## To be done:
Quote the whole listing word for word. Do not include the pictures.

## Provided material:
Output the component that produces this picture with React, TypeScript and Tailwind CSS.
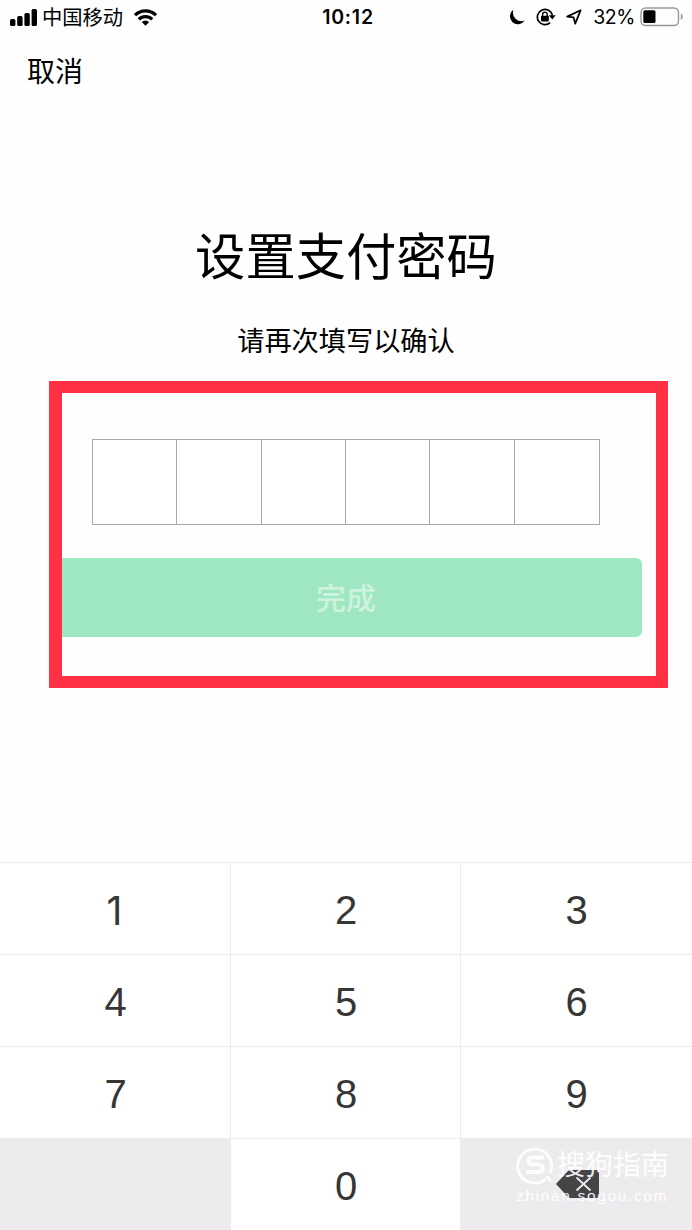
import React from "react";

const cjk = "font-['Liberation_Sans','Noto_Sans_CJK_SC',sans-serif]";

function StatusBar() {
  return (
    <header className="flex h-[34px] shrink-0 items-center text-black">
      <div className="flex flex-1 items-center pl-[10px]">
        <svg width="27" height="17" viewBox="0 0 27 17" fill="currentColor">
          <rect x="0" y="10" width="5.4" height="7" rx="1.6" />
          <rect x="7.2" y="7" width="5.4" height="10" rx="1.6" />
          <rect x="14.4" y="4" width="5.4" height="13" rx="1.6" />
          <rect x="21.6" y="0" width="5.4" height="17" rx="1.6" />
        </svg>
        <span className="ml-[5px] pt-[2px] text-[20.3px] leading-[34px]">中国移动</span>
        <svg className="ml-[11px]" width="23" height="17" viewBox="0 0 23 17">
          <g fill="none" stroke="currentColor" strokeWidth="3.2">
            <path d="M1 6.2a15 15 0 0 1 21 0" />
            <path d="M4.8 10.3a9.6 9.6 0 0 1 13.4 0" />
          </g>
          <path d="M11.5 16.7 7.8 13a5.3 5.3 0 0 1 7.4 0z" fill="currentColor" />
        </svg>
      </div>
      <div className="pl-[2px] font-[Inter,sans-serif] text-[19.5px] font-semibold leading-[34px] tracking-[0.8px]">10:12</div>
      <div className="flex flex-1 items-center justify-end pr-[8px]">
        <svg width="16" height="16" viewBox="0 0 16 16" fill="currentColor">
          <path d="M4.6.5A8 8 0 1 0 15.7 11.5 8.5 8.5 0 0 1 4.6.5z" />
        </svg>
        <svg className="ml-[11px]" width="20" height="18" viewBox="0 0 20 18">
          <path d="M14.1 14.7A7.6 7.6 0 1 1 16.4 7.4" fill="none" stroke="currentColor" strokeWidth="1.7" />
          <path d="M12.8 7.3h6.8l-3.2 4.2z" fill="currentColor" />
          <rect x="5" y="7.7" width="7.8" height="5.7" rx="0.8" fill="currentColor" />
          <path d="M6.6 8V6.4a2.3 2.3 0 0 1 4.6 0V8" fill="none" stroke="currentColor" strokeWidth="1.4" />
        </svg>
        <svg className="ml-[10px]" width="16" height="16" viewBox="0 0 16 16">
          <path d="M1.2 7.6 14.6 1.3 9.2 14.6 7.6 8.4z" fill="none" stroke="currentColor" strokeWidth="1.8" strokeLinejoin="round" />
        </svg>
        <span className="ml-[11px] font-[Inter,sans-serif] text-[19.5px] leading-[34px] tracking-[-0.4px]">32%</span>
        <svg className="ml-[5px]" width="44" height="20" viewBox="0 0 44 20">
          <rect x="1" y="1" width="37.5" height="17.5" rx="4.5" fill="none" stroke="#999" strokeWidth="1.4" />
          <rect x="3.3" y="3.3" width="12.2" height="12.8" rx="1.5" fill="#000" />
          <path d="M40.8 6.5c2.6 1 2.6 5.5 0 6.5z" fill="#999" />
        </svg>
      </div>
    </header>
  );
}

function Backspace() {
  return (
    <svg className="-mt-[3px] ml-px" width="43" height="28" viewBox="0 0 43 28">
      <path d="M0 14 11.5 1.5Q13 0 15 0H40.5Q43 0 43 2.5v23Q43 28 40.5 28H15q-2 0-3.5-1.5z" fill="#454447" />
      <path d="M20.5 7.5l14 13m0-13l-14 13" stroke="#eeecef" strokeWidth="1.8" />
    </svg>
  );
}

function Watermark() {
  return (
    <div className="absolute bottom-[24px] right-[23px] flex w-[153px] flex-col text-white/90">
      <div className="flex h-[41px] items-center justify-between">
        <svg width="39" height="39" viewBox="0 0 39 39" fill="none" stroke="currentColor">
          <path d="M29.5 33.2A17 17 0 1 1 34.2 27M30.5 30.5l4.5 5" strokeWidth="2.8" />
          <path d="M28 11.5H17c-6 0-6 7 0 7h5c6.5 0 6.5 7.500 0 7.500H10.500" strokeWidth="4.2" />
        </svg>
        <span className="whitespace-nowrap text-[28px] leading-[40px]">搜狗指南</span>
      </div>
      <span className="whitespace-nowrap text-[15.5px] leading-[20px] tracking-[1.65px]">zhinan.sogou.com</span>
    </div>
  );
}

const keys = ["1", "2", "3", "4", "5", "6", "7", "8", "9", "", "0", "back"];

function Keypad() {
  return (
    <section className="grid h-[368px] shrink-0 grid-cols-[231px_230px_231px] grid-rows-4 text-[40px] text-[#363636]">
      {keys.map((key, i) => (
        <button
          key={i}
          className={
            "flex items-center justify-center border-t border-[#ececee] " +
            (i % 3 ? "-ml-px border-l " : "") +
            (key === "1" ? "pr-[2px] pt-[5px] font-[Inter,sans-serif] text-[39px] " : "pt-[2px] ") +
            (key === "" || key === "back" ? "bg-[#edebee]" : "bg-white")
          }
        >
          {key === "back" ? <Backspace /> : key}
        </button>
      ))}
    </section>
  );
}

export default function App() {
  return (
    <div className={"relative flex h-[1230px] w-[692px] flex-col overflow-hidden bg-[#fefefe] text-black " + cjk}>
      <StatusBar />
      <nav className="flex h-[74px] shrink-0 items-center pl-[27px] pt-[3px]">
        <button className="text-[28px] leading-[40px]">取消</button>
      </nav>
      <main className="flex flex-1 flex-col items-center">
        <h1 className="mt-[114px] text-[50.3px] leading-[72px]">设置支付密码</h1>
        <p className="mt-[28px] text-[27.2px] leading-[40px]">请再次填写以确认</p>
        <div className="mt-[77px] grid h-[86px] w-[508px] grid-cols-6 border border-[#aaa] bg-white">
          {[0, 1, 2, 3, 4, 5].map((n) => (
            <div key={n} className={n ? "-ml-px border-l border-[#aaa]" : ""} />
          ))}
        </div>
        <button className="mt-[33px] flex h-[79px] w-[592px] items-center justify-center rounded-[6px] bg-[#9ee7c1] pt-px text-[30px] font-medium text-[#cdf3df]">
          完成
        </button>
      </main>
      <Keypad />
      <div className="pointer-events-none absolute left-[49px] top-[381px] h-[307px] w-[619px] border-[12px] border-l-[13px] border-[#ff3043]" />
      <Watermark />
    </div>
  );
}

## Right answer:
Output the component that produces this picture with React, TypeScript and Tailwind CSS.
import React from "react";

const cjk = "font-['Liberation_Sans','Noto_Sans_CJK_SC',sans-serif]";

function StatusBar() {
  return (
    <header className="flex h-[34px] shrink-0 items-center text-black">
      <div className="flex flex-1 items-center pl-[10px]">
        <svg width="27" height="17" viewBox="0 0 27 17" fill="currentColor">
          <rect x="0" y="10" width="5.4" height="7" rx="1.6" />
          <rect x="7.2" y="7" width="5.4" height="10" rx="1.6" />
          <rect x="14.4" y="4" width="5.4" height="13" rx="1.6" />
          <rect x="21.6" y="0" width="5.4" height="17" rx="1.6" />
        </svg>
        <span className="ml-[5px] pt-[2px] text-[20.3px] leading-[34px]">中国移动</span>
        <svg className="ml-[11px]" width="23" height="17" viewBox="0 0 23 17">
          <g fill="none" stroke="currentColor" strokeWidth="3.2">
            <path d="M1 6.2a15 15 0 0 1 21 0" />
            <path d="M4.8 10.3a9.6 9.6 0 0 1 13.4 0" />
          </g>
          <path d="M11.5 16.7 7.8 13a5.3 5.3 0 0 1 7.4 0z" fill="currentColor" />
        </svg>
      </div>
      <div className="pl-[2px] font-[Inter,sans-serif] text-[19.5px] font-semibold leading-[34px] tracking-[0.8px]">10:12</div>
      <div className="flex flex-1 items-center justify-end pr-[8px]">
        <svg width="16" height="16" viewBox="0 0 16 16" fill="currentColor">
          <path d="M4.6.5A8 8 0 1 0 15.7 11.5 8.5 8.5 0 0 1 4.6.5z" />
        </svg>
        <svg className="ml-[11px]" width="20" height="18" viewBox="0 0 20 18">
          <path d="M14.1 14.7A7.6 7.6 0 1 1 16.4 7.4" fill="none" stroke="currentColor" strokeWidth="1.7" />
          <path d="M12.8 7.3h6.8l-3.2 4.2z" fill="currentColor" />
          <rect x="5" y="7.7" width="7.8" height="5.7" rx="0.8" fill="currentColor" />
          <path d="M6.6 8V6.4a2.3 2.3 0 0 1 4.6 0V8" fill="none" stroke="currentColor" strokeWidth="1.4" />
        </svg>
        <svg className="ml-[10px]" width="16" height="16" viewBox="0 0 16 16">
          <path d="M1.2 7.6 14.6 1.3 9.2 14.6 7.6 8.4z" fill="none" stroke="currentColor" strokeWidth="1.8" strokeLinejoin="round" />
        </svg>
        <span className="ml-[11px] font-[Inter,sans-serif] text-[19.5px] leading-[34px] tracking-[-0.4px]">32%</span>
        <svg className="ml-[5px]" width="44" height="20" viewBox="0 0 44 20">
          <rect x="1" y="1" width="37.5" height="17.5" rx="4.5" fill="none" stroke="#999" strokeWidth="1.4" />
          <rect x="3.3" y="3.3" width="12.2" height="12.8" rx="1.5" fill="#000" />
          <path d="M40.8 6.5c2.6 1 2.6 5.5 0 6.5z" fill="#999" />
        </svg>
      </div>
    </header>
  );
}

function Backspace() {
  return (
    <svg className="-mt-[3px] ml-px" width="43" height="28" viewBox="0 0 43 28">
      <path d="M0 14 11.5 1.5Q13 0 15 0H40.5Q43 0 43 2.5v23Q43 28 40.5 28H15q-2 0-3.5-1.5z" fill="#454447" />
      <path d="M20.5 7.5l14 13m0-13l-14 13" stroke="#eeecef" strokeWidth="1.8" />
    </svg>
  );
}

function Watermark() {
  return (
    <div className="absolute bottom-[24px] right-[23px] flex w-[153px] flex-col text-white/90">
      <div className="flex h-[41px] items-center justify-between">
        <svg width="39" height="39" viewBox="0 0 39 39" fill="none" stroke="currentColor">
          <path d="M29.5 33.2A17 17 0 1 1 34.2 27M30.5 30.5l4.5 5" strokeWidth="2.8" />
          <path d="M28 11.5H17c-6 0-6 7 0 7h5c6.5 0 6.5 7.500 0 7.500H10.500" strokeWidth="4.2" />
        </svg>
        <span className="whitespace-nowrap text-[28px] leading-[40px]">搜狗指南</span>
      </div>
      <span className="whitespace-nowrap text-[15.5px] leading-[20px] tracking-[1.65px]">zhinan.sogou.com</span>
    </div>
  );
}

const keys = ["1", "2", "3", "4", "5", "6", "7", "8", "9", "", "0", "back"];

function Keypad() {
  return (
    <section className="grid h-[368px] shrink-0 grid-cols-[231px_230px_231px] grid-rows-4 text-[40px] text-[#363636]">
      {keys.map((key, i) => (
        <button
          key={i}
          className={
            "flex items-center justify-center border-t border-[#ececee] " +
            (i % 3 ? "-ml-px border-l " : "") +
            (key === "1" ? "pr-[2px] pt-[5px] font-[Inter,sans-serif] text-[39px] " : "pt-[2px] ") +
            (key === "" || key === "back" ? "bg-[#edebee]" : "bg-white")
          }
        >
          {key === "back" ? <Backspace /> : key}
        </button>
      ))}
    </section>
  );
}

export default function App() {
  return (
    <div className={"relative flex h-[1230px] w-[692px] flex-col overflow-hidden bg-[#fefefe] text-black " + cjk}>
      <StatusBar />
      <nav className="flex h-[74px] shrink-0 items-center pl-[27px] pt-[3px]">
        <button className="text-[28px] leading-[40px]">取消</button>
      </nav>
      <main className="flex flex-1 flex-col items-center">
        <h1 className="mt-[114px] text-[50.3px] leading-[72px]">设置支付密码</h1>
        <p className="mt-[28px] text-[27.2px] leading-[40px]">请再次填写以确认</p>
        <div className="mt-[77px] grid h-[86px] w-[508px] grid-cols-6 border border-[#aaa] bg-white">
          {[0, 1, 2, 3, 4, 5].map((n) => (
            <div key={n} className={n ? "-ml-px border-l border-[#aaa]" : ""} />
          ))}
        </div>
        <button className="mt-[33px] flex h-[79px] w-[592px] items-center justify-center rounded-[6px] bg-[#9ee7c1] pt-px text-[30px] font-medium text-[#cdf3df]">
          完成
        </button>
      </main>
      <Keypad />
      <div className="pointer-events-none absolute left-[49px] top-[381px] h-[307px] w-[619px] border-[12px] border-l-[13px] border-[#ff3043]" />
      <Watermark />
    </div>
  );
}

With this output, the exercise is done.